• Task prompt
What is the number of lines containing the string "that"? Answer with the number only.

• Provided entries
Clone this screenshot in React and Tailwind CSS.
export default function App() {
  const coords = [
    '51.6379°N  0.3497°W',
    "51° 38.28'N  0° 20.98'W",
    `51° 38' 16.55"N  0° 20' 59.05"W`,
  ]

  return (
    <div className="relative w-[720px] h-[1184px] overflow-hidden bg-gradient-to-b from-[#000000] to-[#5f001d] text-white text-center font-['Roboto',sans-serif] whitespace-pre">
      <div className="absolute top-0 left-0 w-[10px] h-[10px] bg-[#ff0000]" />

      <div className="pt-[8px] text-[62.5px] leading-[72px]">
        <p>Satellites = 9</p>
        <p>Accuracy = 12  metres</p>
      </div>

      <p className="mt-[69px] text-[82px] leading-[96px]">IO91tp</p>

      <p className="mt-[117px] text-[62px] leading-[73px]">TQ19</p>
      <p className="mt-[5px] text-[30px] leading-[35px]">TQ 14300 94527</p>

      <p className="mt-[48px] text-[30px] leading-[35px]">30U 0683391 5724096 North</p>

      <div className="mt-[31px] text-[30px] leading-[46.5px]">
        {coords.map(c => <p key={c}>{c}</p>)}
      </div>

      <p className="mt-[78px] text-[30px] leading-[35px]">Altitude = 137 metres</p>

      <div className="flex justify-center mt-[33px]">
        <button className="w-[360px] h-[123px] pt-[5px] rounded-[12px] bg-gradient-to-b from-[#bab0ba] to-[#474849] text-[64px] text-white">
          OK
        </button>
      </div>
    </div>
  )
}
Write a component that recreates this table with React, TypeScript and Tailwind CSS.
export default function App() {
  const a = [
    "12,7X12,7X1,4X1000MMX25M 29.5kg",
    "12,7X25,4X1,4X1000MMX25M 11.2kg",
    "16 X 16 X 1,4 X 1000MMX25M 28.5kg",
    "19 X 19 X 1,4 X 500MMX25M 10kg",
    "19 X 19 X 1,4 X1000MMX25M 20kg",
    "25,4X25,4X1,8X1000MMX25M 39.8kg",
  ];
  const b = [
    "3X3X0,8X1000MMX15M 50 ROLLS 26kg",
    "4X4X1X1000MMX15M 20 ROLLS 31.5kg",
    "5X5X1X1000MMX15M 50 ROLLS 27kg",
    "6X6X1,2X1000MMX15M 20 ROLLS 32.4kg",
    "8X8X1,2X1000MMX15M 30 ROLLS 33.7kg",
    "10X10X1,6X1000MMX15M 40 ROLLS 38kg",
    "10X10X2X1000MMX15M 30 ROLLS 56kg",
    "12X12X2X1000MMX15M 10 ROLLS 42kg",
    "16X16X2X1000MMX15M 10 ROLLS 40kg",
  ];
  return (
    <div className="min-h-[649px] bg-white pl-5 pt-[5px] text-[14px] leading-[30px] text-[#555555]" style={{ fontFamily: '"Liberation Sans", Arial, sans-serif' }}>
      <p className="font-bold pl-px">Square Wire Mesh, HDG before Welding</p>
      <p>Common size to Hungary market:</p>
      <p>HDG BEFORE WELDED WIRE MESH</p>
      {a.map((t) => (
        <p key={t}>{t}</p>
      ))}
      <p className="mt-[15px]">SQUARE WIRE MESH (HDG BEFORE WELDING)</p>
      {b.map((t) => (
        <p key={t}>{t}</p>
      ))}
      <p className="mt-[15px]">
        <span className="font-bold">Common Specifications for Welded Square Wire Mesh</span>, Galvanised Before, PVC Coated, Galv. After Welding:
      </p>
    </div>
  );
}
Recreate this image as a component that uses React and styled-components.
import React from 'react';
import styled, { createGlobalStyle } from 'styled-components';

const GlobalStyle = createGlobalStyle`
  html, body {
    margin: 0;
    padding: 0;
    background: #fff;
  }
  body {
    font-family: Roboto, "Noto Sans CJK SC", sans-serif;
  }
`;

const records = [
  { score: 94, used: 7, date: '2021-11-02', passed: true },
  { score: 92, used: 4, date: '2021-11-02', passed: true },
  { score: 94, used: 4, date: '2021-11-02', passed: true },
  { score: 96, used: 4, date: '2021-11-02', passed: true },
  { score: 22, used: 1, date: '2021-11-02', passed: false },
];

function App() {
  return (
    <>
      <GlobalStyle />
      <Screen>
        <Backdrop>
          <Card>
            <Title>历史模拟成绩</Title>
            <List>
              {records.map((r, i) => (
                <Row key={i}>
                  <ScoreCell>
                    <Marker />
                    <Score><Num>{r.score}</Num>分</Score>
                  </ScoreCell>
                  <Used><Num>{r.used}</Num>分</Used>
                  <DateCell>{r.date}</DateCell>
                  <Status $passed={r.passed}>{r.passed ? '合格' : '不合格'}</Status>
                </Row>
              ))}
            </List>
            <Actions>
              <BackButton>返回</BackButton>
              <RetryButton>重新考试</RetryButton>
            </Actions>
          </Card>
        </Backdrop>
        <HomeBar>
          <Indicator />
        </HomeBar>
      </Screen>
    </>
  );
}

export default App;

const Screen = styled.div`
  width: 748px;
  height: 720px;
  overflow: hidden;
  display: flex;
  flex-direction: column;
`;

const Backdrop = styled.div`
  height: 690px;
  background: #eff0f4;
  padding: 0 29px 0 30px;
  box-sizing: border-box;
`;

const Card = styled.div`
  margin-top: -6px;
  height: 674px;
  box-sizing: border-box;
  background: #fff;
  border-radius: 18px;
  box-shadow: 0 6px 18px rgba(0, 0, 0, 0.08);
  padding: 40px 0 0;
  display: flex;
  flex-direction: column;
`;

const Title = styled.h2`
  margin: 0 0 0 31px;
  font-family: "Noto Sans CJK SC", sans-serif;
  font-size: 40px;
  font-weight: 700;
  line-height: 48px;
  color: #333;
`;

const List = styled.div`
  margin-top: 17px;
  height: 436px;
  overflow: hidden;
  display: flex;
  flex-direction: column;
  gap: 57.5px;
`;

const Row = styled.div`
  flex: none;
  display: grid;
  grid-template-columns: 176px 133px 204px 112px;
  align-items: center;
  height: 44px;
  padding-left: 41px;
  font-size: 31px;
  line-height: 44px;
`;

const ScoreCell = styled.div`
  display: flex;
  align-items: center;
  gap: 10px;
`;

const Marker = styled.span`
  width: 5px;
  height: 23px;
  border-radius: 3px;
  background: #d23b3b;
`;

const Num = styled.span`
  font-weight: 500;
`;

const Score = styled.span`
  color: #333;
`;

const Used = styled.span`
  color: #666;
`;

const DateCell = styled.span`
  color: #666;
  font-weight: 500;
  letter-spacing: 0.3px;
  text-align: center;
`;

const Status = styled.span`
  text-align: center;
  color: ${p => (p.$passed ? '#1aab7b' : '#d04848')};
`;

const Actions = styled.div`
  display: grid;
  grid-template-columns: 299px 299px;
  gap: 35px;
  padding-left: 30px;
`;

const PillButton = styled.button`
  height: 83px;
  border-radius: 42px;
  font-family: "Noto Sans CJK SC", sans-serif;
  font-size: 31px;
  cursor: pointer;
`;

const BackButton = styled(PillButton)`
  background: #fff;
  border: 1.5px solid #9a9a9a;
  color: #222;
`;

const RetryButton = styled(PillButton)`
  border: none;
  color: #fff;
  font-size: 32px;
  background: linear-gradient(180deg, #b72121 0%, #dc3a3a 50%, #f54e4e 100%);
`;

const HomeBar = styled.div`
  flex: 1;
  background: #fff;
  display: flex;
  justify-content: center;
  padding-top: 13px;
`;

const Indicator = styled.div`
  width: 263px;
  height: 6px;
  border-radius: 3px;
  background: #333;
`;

• Complete response
2